Hoogste loonwens ooit in arbeidsnota RMU
De RMU vindt dat de lonen volgend jaar met minstens 3,7 procent omhoog moeten. Het is de hoogste zogeheten loonwens in het 35-jarig bestaan van de reformatorische vakorganisatie.
Dat blijkt uit de nota arbeidsvoorwaardenbeleid 2019, waarvan de RMU woensdag een publieksversie aan haar leden heeft verstuurd. De nota is uitgangspunt bij onderhandelingen over cao’s.
In haar streven naar verhoging van de lonen staat de RMU niet alleen. De grootste vakbond van Nederland, de FNV, eist dat de lonen in 2019 met 5 procent omhoog gaan. Het CNV legt geen landelijke richtlijn neer maar kiest voor maatwerk aan de cao-tafel.
Dat laatste doet ook de RMU. „Daar waar het goed gaat, is er meer ruimte voor loonsverhoging dan in sectoren waarin het om wat voor reden dan ook minder gaat. De loonwens van de RMU is dan ook geen meetlat, maar een vertrekpunt. Waar nodig durven we onze wensen bij te stellen”, schrijft Gerro de Jager, belangenbehartiger collectieve zaken bij de RMU, in de nota.
De loonwens van 3,7 procent is ingeschat op basis van een verwachte inflatie van 2,5 procent plus een gemiddelde stijging van de arbeidsproductiviteit met 1,2 procent. De Jager: „Het is nu tijd voor een substantiële loonontwikkeling. Ook werknemers mogen profiteren van de groei.”
Jeugdschalen
De RMU vindt verder dat de jeugdschalen in de cao’s afgeschaft moeten worden. Het wettelijk minimumloon vanaf 18 jaar dient te worden verhoogd. De organisatie vindt het niet terecht dat „een 18-jarige maar 45 procent van het loon krijgt van een collega die 22 jaar is en hetzelfde werk doet.”

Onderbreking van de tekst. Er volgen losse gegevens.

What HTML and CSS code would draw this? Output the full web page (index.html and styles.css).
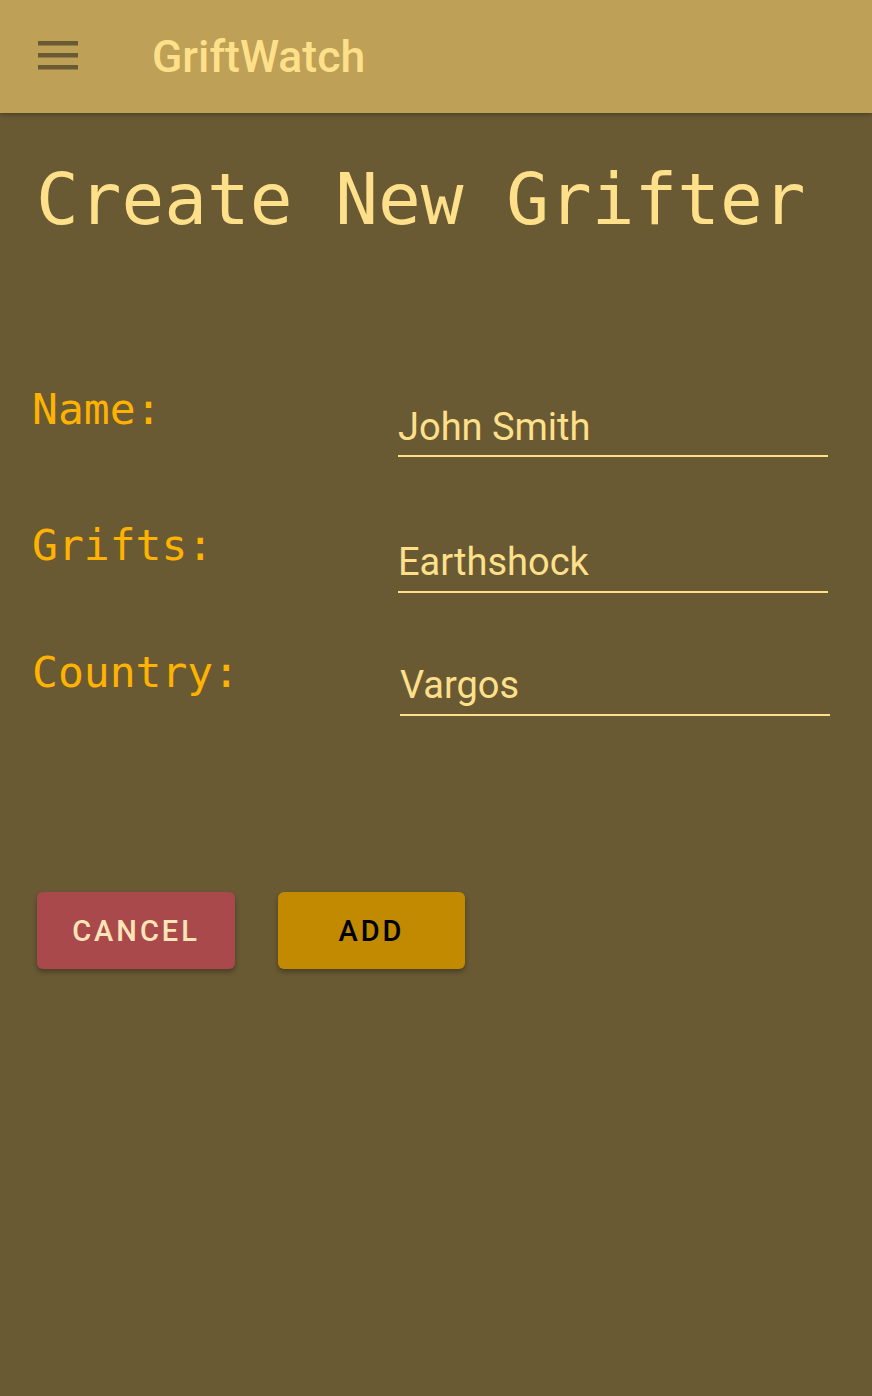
FILE: index.html
```
<!DOCTYPE html>
<html>
<head>
<meta charset="utf-8">
<link rel="stylesheet" href="styles.css">
</head>
<body>
<header class="appbar">
  <svg class="menu" width="40" height="30" viewBox="0 0 40 30">
    <rect x="0" y="1" width="40" height="4.5" fill="#6a5a33"/>
    <rect x="0" y="13" width="40" height="4.5" fill="#6a5a33"/>
    <rect x="0" y="25" width="40" height="4.5" fill="#6a5a33"/>
  </svg>
  <div class="brand">GriftWatch</div>
</header>
<main class="page">
  <h1 class="title">Create New Grifter</h1>
  <div class="form">
    <div class="row row1">
      <label class="label">Name:</label>
      <div class="field f1"><span>John Smith</span></div>
    </div>
    <div class="row row2">
      <label class="label">Grifts:</label>
      <div class="field f2"><span>Earthshock</span></div>
    </div>
    <div class="row row3">
      <label class="label">Country:</label>
      <div class="field f3"><span>Vargos</span></div>
    </div>
  </div>
  <div class="actions">
    <button class="btn cancel">CANCEL</button>
    <button class="btn add">ADD</button>
  </div>
</main>
</body>
</html>
```
FILE: styles.css
```
html, body {
  margin: 0;
  padding: 0;
}
body {
  background: #695a34;
  width: 872px;
  height: 1396px;
  overflow: hidden;
}
.appbar {
  height: 113px;
  background: #bea057;
  display: flex;
  align-items: center;
  box-shadow: 0 2px 4px rgba(0,0,0,0.25);
  position: relative;
}
.menu {
  margin-left: 38px;
  margin-top: -3px;
}
.brand {
  margin-left: 74px;
  font-family: Roboto, "Liberation Sans", sans-serif;
  font-weight: 500;
  font-size: 44.5px;
  color: #ffe08a;
}
.title {
  margin: 45px 0 0 36px;
  font-family: "DejaVu Sans Mono", monospace;
  font-weight: normal;
  font-size: 71px;
  line-height: 84px;
  color: #ffe08a;
}
.form {
  margin-top: 142px;
  padding-left: 32px;
}
.row {
  display: flex;
  align-items: flex-start;
}
.row1 { height: 136px; }
.row2 { height: 127px; }
.row3 { height: 245px; }
.label {
  width: 366px;
  font-family: "DejaVu Sans Mono", monospace;
  font-size: 43px;
  line-height: 50px;
  color: #ffb300;
}
.field {
  width: 430px;
  font-family: Roboto, "Liberation Sans", sans-serif;
  font-size: 38px;
  line-height: 46px;
  color: #ffe08a;
  padding-bottom: 5px;
  border-bottom: 2px solid #ffe08a;
}
.f1 { margin-top: 20px; }
.f2 { margin-top: 19px; padding-bottom: 6px; }
.f3 { margin-top: 15px; margin-left: 2px; padding-bottom: 6px; }
.actions {
  display: flex;
  gap: 43px;
  padding-left: 37px;
}
.btn {
  height: 77px;
  border: none;
  border-radius: 6px;
  font-family: Roboto, "Liberation Sans", sans-serif;
  font-weight: 500;
  font-size: 29px;
  letter-spacing: 3px;
  box-shadow: 0 3px 5px rgba(0,0,0,0.3);
  padding: 0;
}
.cancel {
  width: 198px;
  background: #a9494b;
  color: #ffe4b8;
}
.add {
  width: 187px;
  background: #c18a00;
  color: #000;
}
```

De nota verwijst naar de periode van hoogconjunctuur, die Nederland momenteel doormaakt. Bedrijven maken winst, de werkloosheid is gedaald tot bijna een recordlaagte. Er zijn honderdduizenden vacatures. Toch verloopt de gemiddelde loonontwikkeling maar „kalmpjes.” Waar dat precies aan ligt, laat de RMU in het midden. De nota suggereert dat globalisering, technologische vernieuwingen en de lage rente een rol spelen. Zeker is dat flexibilisering van de arbeid de loonstijging drukt. „Een werknemer in vaste dienst kost een ondernemer verhoudingsgewijs veel meer dan het uurtarief van een zzp’er die hij gemakkelijk kan inhuren.”
Lastig uitvoerbaar
De RMU vindt het geen goed idee om de leeftijd waarop iemand AOW krijgt, afhankelijk te maken van het aantal gewerkte jaren. Het is „lastig uitvoerbaar” en „het past niet bij het karakter van een volksverzekering. Die is er voor iedereen, of je betaalde arbeid hebt verricht of niet”, stelt pensioenjurist Arjan van ’t Zelfde. Om met name mensen met een zwaar beroep toch tegemoet te komen, stelt de RMU voor om de stijging van de levensverwachting niet langer in zijn geheel maar slechts voor de helft door te laten werken in de verhoging van de AOW-leeftijd.
RMU-voorman Peter Schalk presenteert de nota maandag in Den Haag aan minister Wouter Koolmees (Sociale Zaken en Werkgelegenheid).